### INPUT ROWS ###
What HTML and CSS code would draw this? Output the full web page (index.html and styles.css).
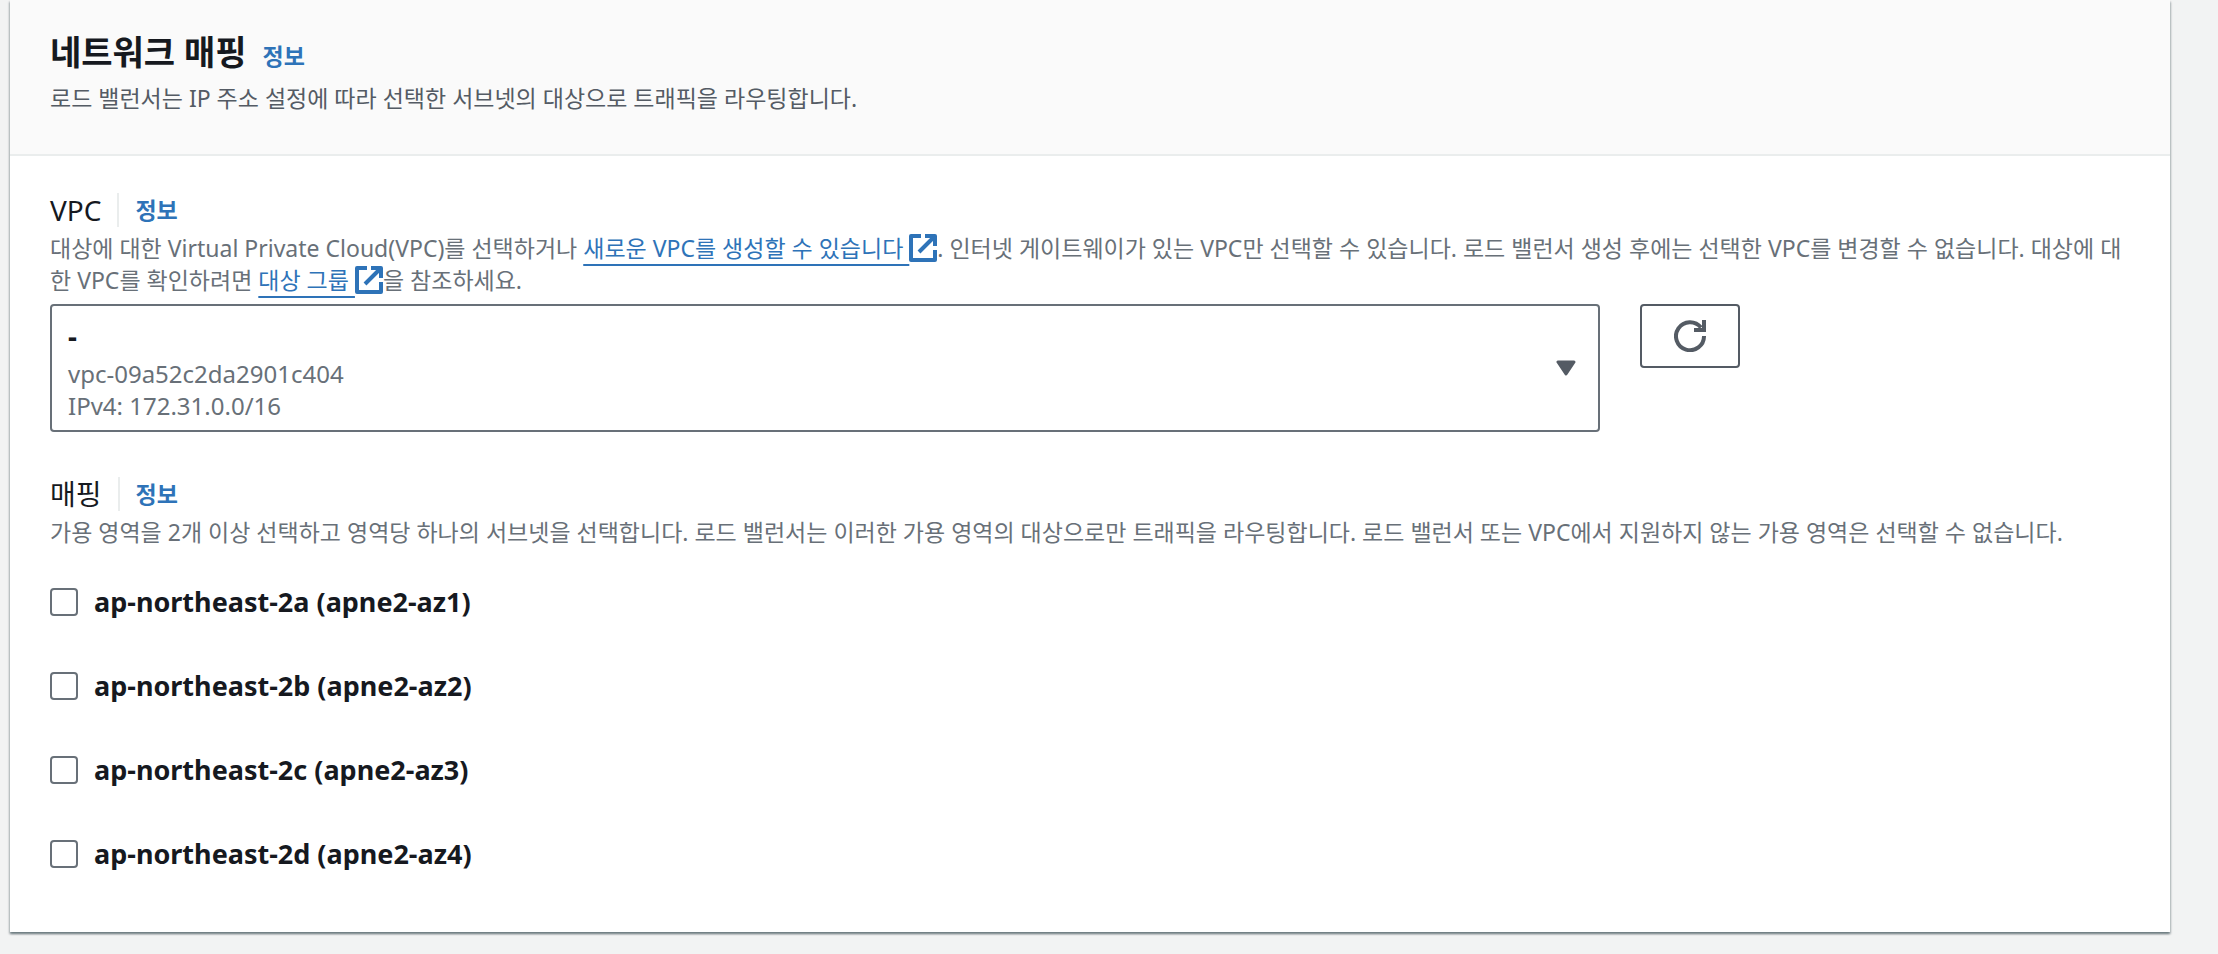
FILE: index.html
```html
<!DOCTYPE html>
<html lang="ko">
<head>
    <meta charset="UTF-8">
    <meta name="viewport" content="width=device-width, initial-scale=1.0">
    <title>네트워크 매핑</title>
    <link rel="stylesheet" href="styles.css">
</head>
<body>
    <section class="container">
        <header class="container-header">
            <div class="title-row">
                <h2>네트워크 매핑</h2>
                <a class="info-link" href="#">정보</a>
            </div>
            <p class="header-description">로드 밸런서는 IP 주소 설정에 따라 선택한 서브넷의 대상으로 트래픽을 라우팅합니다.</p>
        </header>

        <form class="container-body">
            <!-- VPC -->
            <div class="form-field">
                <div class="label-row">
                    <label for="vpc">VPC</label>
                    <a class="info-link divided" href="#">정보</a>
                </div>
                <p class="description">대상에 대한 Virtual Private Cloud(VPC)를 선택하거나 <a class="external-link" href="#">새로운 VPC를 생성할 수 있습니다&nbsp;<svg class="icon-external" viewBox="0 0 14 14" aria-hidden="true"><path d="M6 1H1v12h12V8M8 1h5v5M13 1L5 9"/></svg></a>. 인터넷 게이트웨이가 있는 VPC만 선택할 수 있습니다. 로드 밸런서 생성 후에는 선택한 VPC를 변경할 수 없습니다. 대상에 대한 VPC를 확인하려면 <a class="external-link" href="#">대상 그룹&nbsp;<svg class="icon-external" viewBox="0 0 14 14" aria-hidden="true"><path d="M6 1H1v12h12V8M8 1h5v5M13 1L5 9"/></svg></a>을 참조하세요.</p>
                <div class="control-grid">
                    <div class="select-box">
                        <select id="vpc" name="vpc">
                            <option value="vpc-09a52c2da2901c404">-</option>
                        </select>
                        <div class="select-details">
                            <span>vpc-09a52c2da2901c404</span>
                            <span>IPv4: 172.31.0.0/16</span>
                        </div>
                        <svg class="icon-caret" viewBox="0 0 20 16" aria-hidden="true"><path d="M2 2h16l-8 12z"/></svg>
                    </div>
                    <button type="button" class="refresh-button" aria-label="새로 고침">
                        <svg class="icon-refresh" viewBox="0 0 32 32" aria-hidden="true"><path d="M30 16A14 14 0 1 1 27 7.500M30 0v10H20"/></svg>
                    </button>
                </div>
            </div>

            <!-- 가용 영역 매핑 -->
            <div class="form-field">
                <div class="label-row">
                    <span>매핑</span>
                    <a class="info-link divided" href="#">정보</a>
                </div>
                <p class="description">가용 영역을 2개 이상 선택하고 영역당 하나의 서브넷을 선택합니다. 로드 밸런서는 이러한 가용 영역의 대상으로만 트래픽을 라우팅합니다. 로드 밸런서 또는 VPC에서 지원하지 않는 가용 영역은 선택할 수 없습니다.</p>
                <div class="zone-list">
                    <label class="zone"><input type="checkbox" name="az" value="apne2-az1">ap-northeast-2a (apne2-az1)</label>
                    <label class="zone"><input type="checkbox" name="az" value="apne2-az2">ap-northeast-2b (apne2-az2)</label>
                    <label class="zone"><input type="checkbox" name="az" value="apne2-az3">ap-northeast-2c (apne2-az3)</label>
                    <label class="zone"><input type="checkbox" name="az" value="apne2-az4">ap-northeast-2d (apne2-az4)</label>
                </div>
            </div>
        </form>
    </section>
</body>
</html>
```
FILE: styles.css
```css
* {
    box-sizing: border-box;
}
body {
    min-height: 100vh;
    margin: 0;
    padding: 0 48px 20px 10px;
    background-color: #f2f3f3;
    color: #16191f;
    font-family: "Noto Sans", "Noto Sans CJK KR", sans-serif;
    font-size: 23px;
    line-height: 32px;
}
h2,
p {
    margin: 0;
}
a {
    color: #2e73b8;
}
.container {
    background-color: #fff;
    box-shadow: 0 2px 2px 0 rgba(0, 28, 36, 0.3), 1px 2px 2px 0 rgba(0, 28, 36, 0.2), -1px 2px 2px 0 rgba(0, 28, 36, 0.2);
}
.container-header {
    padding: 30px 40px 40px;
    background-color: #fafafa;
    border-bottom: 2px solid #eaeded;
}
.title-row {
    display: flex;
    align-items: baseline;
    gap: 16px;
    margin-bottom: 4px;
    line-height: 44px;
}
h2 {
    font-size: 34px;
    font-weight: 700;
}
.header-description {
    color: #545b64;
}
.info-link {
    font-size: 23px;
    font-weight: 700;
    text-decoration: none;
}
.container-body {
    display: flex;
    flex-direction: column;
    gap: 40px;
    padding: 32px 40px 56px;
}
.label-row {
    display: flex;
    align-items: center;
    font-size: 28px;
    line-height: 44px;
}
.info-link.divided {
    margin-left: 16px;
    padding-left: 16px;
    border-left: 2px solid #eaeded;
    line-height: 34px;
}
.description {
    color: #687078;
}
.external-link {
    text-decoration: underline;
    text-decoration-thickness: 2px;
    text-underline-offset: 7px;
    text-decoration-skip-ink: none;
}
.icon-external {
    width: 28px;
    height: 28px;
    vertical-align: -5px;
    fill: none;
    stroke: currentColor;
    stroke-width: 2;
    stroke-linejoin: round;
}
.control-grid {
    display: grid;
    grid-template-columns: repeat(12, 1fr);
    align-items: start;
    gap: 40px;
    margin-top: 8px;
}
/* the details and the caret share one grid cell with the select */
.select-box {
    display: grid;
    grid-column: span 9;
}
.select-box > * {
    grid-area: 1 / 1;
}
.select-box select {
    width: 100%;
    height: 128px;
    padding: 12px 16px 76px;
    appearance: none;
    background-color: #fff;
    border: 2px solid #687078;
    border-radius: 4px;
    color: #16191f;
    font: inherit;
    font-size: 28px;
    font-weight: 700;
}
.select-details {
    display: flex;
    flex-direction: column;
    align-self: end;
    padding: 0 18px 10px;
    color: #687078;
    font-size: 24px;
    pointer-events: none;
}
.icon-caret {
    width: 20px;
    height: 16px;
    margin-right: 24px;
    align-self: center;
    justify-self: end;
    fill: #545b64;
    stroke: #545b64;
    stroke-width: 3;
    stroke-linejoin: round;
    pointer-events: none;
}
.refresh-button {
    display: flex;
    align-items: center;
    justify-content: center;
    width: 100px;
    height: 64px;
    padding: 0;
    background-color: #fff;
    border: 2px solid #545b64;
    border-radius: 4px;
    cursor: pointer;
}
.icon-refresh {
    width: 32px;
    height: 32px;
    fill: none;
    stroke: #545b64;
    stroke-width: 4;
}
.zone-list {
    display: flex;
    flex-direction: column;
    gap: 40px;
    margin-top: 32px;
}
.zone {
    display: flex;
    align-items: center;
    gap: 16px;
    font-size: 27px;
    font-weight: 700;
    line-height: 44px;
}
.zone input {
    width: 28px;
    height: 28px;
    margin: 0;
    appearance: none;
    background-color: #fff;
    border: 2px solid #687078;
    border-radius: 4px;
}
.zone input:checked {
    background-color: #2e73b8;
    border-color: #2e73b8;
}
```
###
### INPUT ROWS ###
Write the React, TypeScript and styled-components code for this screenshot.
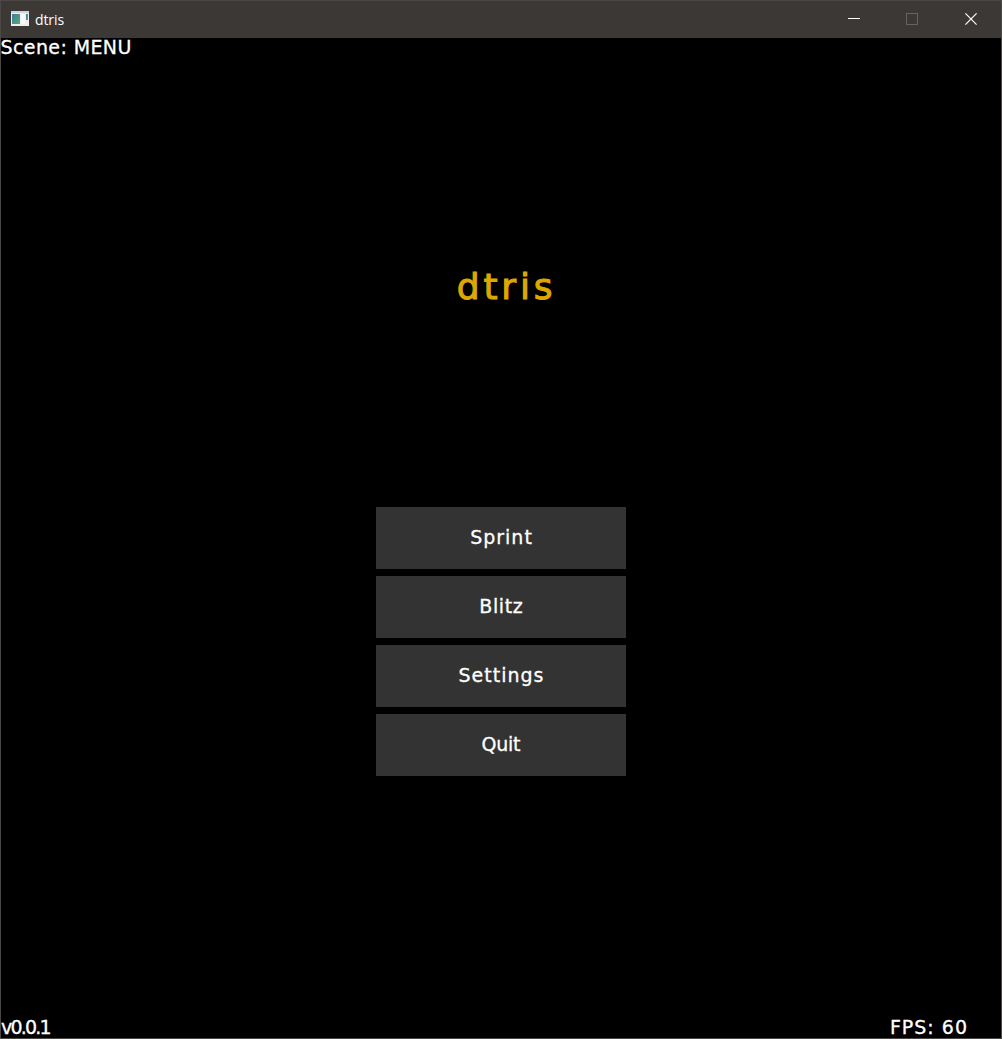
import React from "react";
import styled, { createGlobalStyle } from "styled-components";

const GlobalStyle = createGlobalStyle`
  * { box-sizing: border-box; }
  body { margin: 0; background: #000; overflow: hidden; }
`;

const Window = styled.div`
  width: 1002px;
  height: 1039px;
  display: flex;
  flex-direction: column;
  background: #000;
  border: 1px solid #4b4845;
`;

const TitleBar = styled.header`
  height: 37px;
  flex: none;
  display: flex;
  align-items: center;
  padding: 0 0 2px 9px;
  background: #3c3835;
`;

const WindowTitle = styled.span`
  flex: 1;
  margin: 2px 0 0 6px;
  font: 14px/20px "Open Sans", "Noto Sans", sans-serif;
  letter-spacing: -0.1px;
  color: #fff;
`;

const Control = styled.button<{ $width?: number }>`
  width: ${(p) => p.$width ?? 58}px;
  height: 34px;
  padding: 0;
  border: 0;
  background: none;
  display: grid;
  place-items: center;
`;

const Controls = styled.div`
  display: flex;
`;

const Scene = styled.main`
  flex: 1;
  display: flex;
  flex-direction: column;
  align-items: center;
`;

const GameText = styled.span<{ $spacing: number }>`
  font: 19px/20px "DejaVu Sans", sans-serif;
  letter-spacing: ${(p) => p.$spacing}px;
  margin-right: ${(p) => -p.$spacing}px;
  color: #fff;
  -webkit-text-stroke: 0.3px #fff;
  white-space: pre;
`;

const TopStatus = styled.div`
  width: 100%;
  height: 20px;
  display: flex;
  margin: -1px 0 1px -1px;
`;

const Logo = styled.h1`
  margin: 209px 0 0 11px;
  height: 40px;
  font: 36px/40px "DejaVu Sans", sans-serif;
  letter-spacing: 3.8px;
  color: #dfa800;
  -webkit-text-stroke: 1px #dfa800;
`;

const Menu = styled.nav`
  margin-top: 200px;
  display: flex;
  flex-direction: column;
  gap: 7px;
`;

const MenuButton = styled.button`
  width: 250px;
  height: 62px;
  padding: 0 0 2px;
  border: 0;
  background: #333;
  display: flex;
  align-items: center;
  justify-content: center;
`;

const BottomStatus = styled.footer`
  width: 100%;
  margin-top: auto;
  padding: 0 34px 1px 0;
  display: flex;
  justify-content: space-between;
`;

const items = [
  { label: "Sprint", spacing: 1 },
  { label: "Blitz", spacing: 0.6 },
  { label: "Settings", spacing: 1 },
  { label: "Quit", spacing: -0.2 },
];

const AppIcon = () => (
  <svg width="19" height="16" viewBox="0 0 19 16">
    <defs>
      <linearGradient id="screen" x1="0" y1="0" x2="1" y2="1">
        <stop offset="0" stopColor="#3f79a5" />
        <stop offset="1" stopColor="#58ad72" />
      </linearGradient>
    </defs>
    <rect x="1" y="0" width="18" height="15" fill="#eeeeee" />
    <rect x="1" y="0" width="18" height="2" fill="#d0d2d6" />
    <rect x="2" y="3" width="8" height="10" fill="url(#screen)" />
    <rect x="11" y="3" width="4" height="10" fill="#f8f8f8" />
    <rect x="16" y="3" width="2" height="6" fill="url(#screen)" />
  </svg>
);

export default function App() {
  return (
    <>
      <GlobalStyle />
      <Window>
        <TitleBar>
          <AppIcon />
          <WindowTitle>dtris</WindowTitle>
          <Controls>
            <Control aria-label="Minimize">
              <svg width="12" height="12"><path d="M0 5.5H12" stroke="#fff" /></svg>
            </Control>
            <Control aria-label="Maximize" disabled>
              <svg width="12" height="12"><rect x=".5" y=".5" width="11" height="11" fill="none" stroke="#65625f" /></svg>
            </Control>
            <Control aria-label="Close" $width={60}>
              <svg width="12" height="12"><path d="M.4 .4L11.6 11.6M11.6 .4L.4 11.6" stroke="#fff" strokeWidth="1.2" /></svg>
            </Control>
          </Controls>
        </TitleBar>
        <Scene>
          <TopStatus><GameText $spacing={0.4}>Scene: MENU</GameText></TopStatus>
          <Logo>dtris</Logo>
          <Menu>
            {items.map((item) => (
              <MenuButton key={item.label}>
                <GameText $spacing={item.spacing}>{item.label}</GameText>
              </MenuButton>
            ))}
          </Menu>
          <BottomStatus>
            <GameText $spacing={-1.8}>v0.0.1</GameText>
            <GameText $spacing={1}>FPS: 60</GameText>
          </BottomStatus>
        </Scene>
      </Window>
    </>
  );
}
###
### INPUT ROWS ###
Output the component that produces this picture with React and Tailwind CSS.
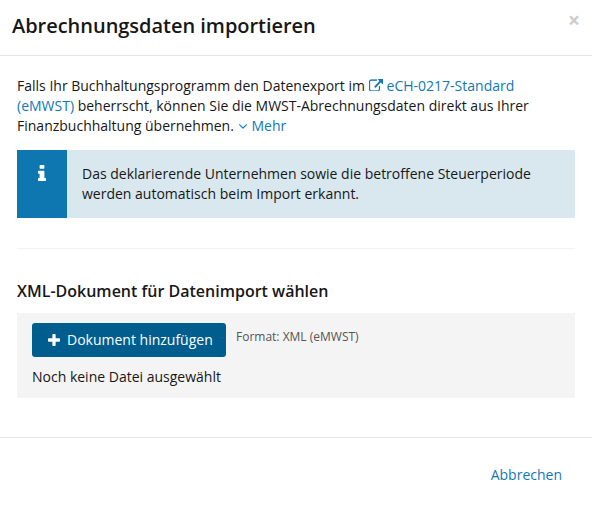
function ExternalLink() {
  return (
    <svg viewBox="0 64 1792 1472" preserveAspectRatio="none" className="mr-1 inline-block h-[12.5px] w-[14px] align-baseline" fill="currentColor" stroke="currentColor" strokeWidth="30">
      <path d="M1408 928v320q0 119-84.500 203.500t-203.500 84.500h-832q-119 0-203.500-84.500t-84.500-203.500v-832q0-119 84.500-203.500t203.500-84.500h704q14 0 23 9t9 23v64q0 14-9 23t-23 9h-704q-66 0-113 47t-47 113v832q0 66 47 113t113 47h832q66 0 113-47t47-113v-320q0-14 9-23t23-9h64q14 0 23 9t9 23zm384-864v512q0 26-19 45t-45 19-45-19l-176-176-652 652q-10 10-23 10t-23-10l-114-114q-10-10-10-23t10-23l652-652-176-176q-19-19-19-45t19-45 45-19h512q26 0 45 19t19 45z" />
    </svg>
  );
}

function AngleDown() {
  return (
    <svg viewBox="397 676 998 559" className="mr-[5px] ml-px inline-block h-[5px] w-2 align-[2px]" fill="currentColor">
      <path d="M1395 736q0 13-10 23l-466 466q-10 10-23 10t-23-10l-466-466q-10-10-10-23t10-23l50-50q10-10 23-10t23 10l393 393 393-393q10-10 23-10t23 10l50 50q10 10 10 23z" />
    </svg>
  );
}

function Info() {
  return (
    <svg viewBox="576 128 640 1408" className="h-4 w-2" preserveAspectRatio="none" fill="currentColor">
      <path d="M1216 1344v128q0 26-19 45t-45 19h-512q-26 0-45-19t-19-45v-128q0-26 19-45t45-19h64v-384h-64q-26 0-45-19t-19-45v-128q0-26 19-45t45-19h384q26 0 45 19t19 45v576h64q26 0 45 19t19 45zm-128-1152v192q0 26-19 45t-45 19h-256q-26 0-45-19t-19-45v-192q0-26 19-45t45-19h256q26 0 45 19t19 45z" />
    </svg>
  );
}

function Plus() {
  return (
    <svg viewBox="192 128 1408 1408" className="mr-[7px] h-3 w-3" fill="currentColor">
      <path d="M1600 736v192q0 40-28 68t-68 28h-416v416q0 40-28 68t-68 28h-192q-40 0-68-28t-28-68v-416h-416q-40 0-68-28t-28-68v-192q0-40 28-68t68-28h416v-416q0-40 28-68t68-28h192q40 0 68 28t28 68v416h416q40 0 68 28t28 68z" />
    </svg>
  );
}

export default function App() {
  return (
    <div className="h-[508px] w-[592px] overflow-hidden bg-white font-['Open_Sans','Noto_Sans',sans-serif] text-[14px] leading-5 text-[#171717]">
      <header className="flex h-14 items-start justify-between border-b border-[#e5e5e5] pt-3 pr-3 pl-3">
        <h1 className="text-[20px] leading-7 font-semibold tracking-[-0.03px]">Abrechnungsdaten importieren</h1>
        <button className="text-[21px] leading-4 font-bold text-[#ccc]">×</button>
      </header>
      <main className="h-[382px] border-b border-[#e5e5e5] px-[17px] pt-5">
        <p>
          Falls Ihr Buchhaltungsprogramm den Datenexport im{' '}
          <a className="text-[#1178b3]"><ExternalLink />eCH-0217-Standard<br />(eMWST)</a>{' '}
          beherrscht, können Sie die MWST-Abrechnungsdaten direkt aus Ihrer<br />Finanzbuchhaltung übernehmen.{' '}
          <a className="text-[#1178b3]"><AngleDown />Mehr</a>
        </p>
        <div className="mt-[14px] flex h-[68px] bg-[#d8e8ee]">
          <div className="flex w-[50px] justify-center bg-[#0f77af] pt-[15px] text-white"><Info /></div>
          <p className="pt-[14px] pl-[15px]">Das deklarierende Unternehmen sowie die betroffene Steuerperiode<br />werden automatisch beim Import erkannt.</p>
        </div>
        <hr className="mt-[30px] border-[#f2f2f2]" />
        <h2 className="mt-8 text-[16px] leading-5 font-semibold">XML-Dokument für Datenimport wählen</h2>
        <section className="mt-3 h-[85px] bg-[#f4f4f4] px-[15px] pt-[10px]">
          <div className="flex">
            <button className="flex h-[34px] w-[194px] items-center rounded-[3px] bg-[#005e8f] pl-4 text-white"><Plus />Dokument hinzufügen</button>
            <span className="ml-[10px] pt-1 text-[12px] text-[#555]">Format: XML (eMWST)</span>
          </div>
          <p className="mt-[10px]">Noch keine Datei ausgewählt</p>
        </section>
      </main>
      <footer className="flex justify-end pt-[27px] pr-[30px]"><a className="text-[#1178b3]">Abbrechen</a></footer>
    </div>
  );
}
###
= WHAT THE TASK ASKS =
Your answer should be one number: how many lines of the listing include the word "Output".

= ANSWER BELOW =
2